O presidente do grupo, Fernando Fernandez, afirmou, na mesma teleconferência, que houve desaceleração nas vendas de janeiro a março na América Latina, onde Brasil é mais da metade das vendas da empresa, e que a economia brasileira, que crescia 3,5% em 2024, estava crescendo 2% em abril.
Entre as mercadorias com isenção de imposto, o levantamento da CNC mostra, entre os destaques positivos, o café não torrado em grãos. Houve crescimento nos envios pela primeira vez no ano, em abril, apesar da queda em maio. Além dele, o óleo de girassol registrou, em maio, alta de quase 500% nos envios frente a abril.
Mas as carnes desossadas não foram tão bem. Embora as importações das carnes tenham acelerado em 23% em maio, após queda de 18% em abril, o desempenho mensal depois da tarifa zero ficou abaixo de janeiro e fevereiro.

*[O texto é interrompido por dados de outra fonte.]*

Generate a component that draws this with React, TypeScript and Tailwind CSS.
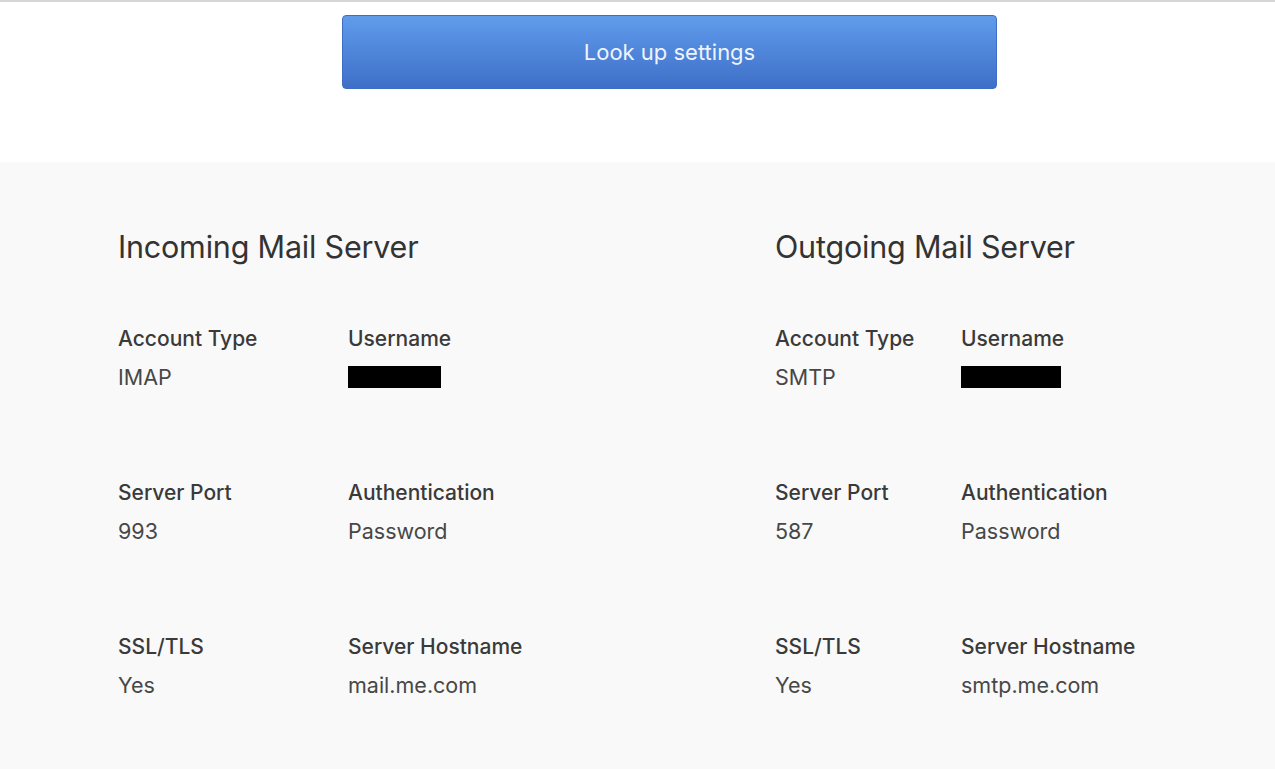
import React from 'react'

type Field = { label: string; value?: string; redacted?: number }

const incoming: Field[][] = [
  [{ label: 'Account Type', value: 'IMAP' }, { label: 'Username', redacted: 93 }],
  [{ label: 'Server Port', value: '993' }, { label: 'Authentication', value: 'Password' }],
  [{ label: 'SSL/TLS', value: 'Yes' }, { label: 'Server Hostname', value: 'mail.me.com' }],
]

const outgoing: Field[][] = [
  [{ label: 'Account Type', value: 'SMTP' }, { label: 'Username', redacted: 100 }],
  [{ label: 'Server Port', value: '587' }, { label: 'Authentication', value: 'Password' }],
  [{ label: 'SSL/TLS', value: 'Yes' }, { label: 'Server Hostname', value: 'smtp.me.com' }],
]

function FieldCell({ field }: { field: Field }) {
  return (
    <div>
      <p className="text-[21px] leading-[28px] font-medium text-[#3a3a3a]">{field.label}</p>
      <div className="mt-[10px] h-[28px] flex items-center">
        {field.redacted ? (
          <div className="h-[22px] bg-black" style={{ width: field.redacted }} />
        ) : (
          <p className="text-[21.5px] leading-[28px] text-[#474747]">{field.value}</p>
        )}
      </div>
    </div>
  )
}

function ServerBlock({ title, rows, labelCol }: { title: string; rows: Field[][]; labelCol: string }) {
  return (
    <div>
      <h2 className="text-[30.5px] leading-[36px] font-normal text-[#333] tracking-[-0.2px]">{title}</h2>
      <div className="mt-[60px] flex flex-col gap-[88px]">
        {rows.map((row, i) => (
          <div key={i} className={`grid ${labelCol}`}>
            {row.map((f) => (
              <FieldCell key={f.label} field={f} />
            ))}
          </div>
        ))}
      </div>
    </div>
  )
}

export default function App() {
  return (
    <div className="w-[1275px] h-[769px] overflow-hidden bg-white" style={{ fontFamily: 'Inter, "Liberation Sans", sans-serif' }}>
      <div className="h-[162px] border-t-2 border-[#d6d6d6] pl-[342px]">
        <button className="mt-[13px] w-[655px] h-[74px] rounded-[4px] border border-[#3d6ec4] bg-gradient-to-b from-[#619ceb] to-[#3e6fc8] text-[22px] text-[#eef4fd] font-normal">
          Look up settings
        </button>
      </div>
      <div className="h-[607px] bg-[#f9f9f9] pt-[67px] pl-[118px] flex">
        <div className="w-[657px]">
          <ServerBlock title="Incoming Mail Server" rows={incoming} labelCol="grid-cols-[230px_1fr]" />
        </div>
        <div className="flex-1">
          <ServerBlock title="Outgoing Mail Server" rows={outgoing} labelCol="grid-cols-[186px_1fr]" />
        </div>
      </div>
    </div>
  )
}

Quanto aos preços, pelo IPCA, as carnes estavam com valores estáveis em abril frente a março, e subiram quase 1% em maio.
Efeito nas classes baixas
A intenção da medida, segundo disse o presidente Lula, uma semana antes do seu anúncio, era reduzir o preço da cesta básica, voltada principalmente para a população com menor renda.
“Café, ovo, milho estão muito caros e estamos tentando encontrar uma solução, queremos solução pacífica, e se não encontrarmos, tomaremos uma atitude mais drástica porque o que interessa é levar comida barata para a mesa do povo brasileiro”, disse Lula, em evento.
O debate de medidas ocorreu num momento de forte pressão sobre o governo, pela escalada da inflação alimentar, com efeito direto na queda dos níveis de popularidade de Lula. Isso levou o presidente a cobrar dos ministros medidas urgentes que trouxessem algum resultado.
Durante a divulgação da tarifa zero, houve um apelo do vice-presidente e ministro, Geraldo Alckmin, para que Estados zerassem o ICMS sobre esses alimentos, para ajudar na medida de importação mais barata.
Só que mais da metade dos Estados informou, na época, que já isentava ou havia reduzido o imposto na cesta básica, logo, não haveria impacto. Em São Paulo, isso já é zerado desde 2023, e no Rio de Janeiro, a taxa é reduzida.